As famílias dos socioeducandos estavam em peso no evento. E a torcida pelo adolescente A. R. M, 17 anos, era uma das mais notáveis no teatro. A mãe, Natélia Souza, acompanhou o filho desde a primeira audição realizada dentro da unidade. E na final o coração não podia estar de outro jeito: a mil por hora. “O nervosismo toma conta da gente que fica aqui na plateia, mas estou confiante de que será uma das melhores apresentações da competição. É muito gratificante ver meu filho se destacando como resultado de dedicação e empenho dele dentro da unidade”.
E o filho fez bonito. Ao interpretar a música Romaria, A. R. M. deixou de lado a timidez de quem só se arriscava a cantar no chuveiro e emocionou jurados e convidados presentes. “Eu descobri em mim algo que gosto de verdade, antes só cantava em casa e nunca pensei que um dia pudesse aprender com músicos de verdade como aprimorar isso. Hoje eu pretendo terminar meus estudos e fazer uma faculdade de música”, declarou.
Doze finalistas e três vencedores
O festival é resultado das ações do projeto Som da Liberdade, executado pelo Instituto Socioeducativo (ISE) junto ao gabinete da vice-governadora Nazareth Araújo.
As etapas de audição foram realizadas em todas as unidades socioeducativas da capital e demais cidades, onde foram envolvidos 150 socioeducandos e selecionados doze finalistas. Destes, três foram os ganhadores da primeira edição do festival, sendo a premiação de R$ 600 para o 1° lugar, R$ 300 para o 2° e R$ 100 para o 3°.
Além disso, todos os finalistas farão parte da gravação de um CD, que deve começar a ser gravado no início de 2018, com músicas autorais do músico compositor Antônio Carlos Nascimento.
O diretor-presidente do ISE Rafael Almeida ressaltou a colaboração de todos os socioeducandos envolvidos e pontuou a mudança de comportamento dentro das unidades. “Estamos muito felizes em ver o resultado de uma iniciativa que surgiu com a intenção de acolher quem precisa, porque esse é nosso maior objetivo, estabelecer uma cultura de paz e tornar um ambiente melhor dentro das unidades.
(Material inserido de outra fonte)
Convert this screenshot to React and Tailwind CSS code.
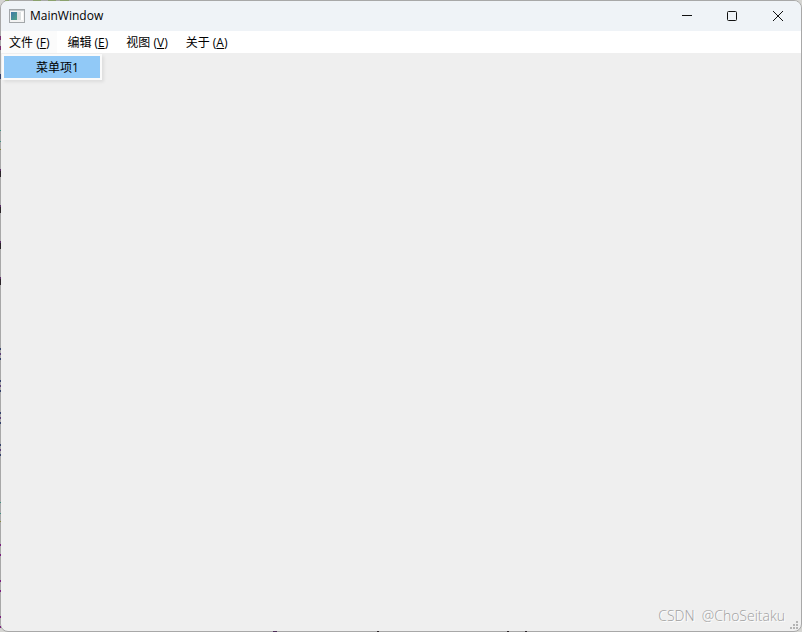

E essa ação representa muitos jovens que deixam as armas e as drogas e pegam um violão e se agarram à arte da música como um novo direcionamento para a vida”.
O Som da Liberdade também conta com outros colaboradores, como o Ministério Público do Acre (MPAC), Tribunal de Justiça (TJ), Movimentos de Mulheres Camponesas, (MMC), Assessoria Especial da Juventude (Assejuv) e Fundação Elias Mansour (FEM), entre outros.
Projeto se tornou política pública: uma conquista para a ressocialização
O Som da Liberdade foi instituído como programa, mediante sanção da Lei número 3.364, publicada no Diário Oficial nesta semana. A política pública estabelece que as aulas de canto sejam parte do dia a dia dentro das unidades socioeducativas. Já o festival entra para o calendário da instituição para ser realizado uma vez por ano.
A vice-governadora Nazareth Araújo frisou a importância da sanção. “Sem dúvidas essa é uma grande conquista para a ressocialização. Porque uma criança, um adolescente e um jovem são uma missão de carinho e de atenção que vai além do papel da família. E nós, enquanto Estado, precisamos acreditar que somos maiores do que tudo o que nos desafia. E se queremos pensar num futuro melhor, precisamos acreditar agora nessa juventude, e é com essa esperança que queremos entrar em 2018, de mãos dadas com as famílias, unidos por fé e amor”.
O secretário de Segurança Pública Emylson Farias completou: “Esse é o nosso momento de semear na vida de jovens que erraram, mas que precisam da oportunidade de andar por novos caminhos. E acreditamos que essa semeadura é o que nos dá a esperança de que nem o vento nem a tempestade poderão levar o que plantamos na vida deles”.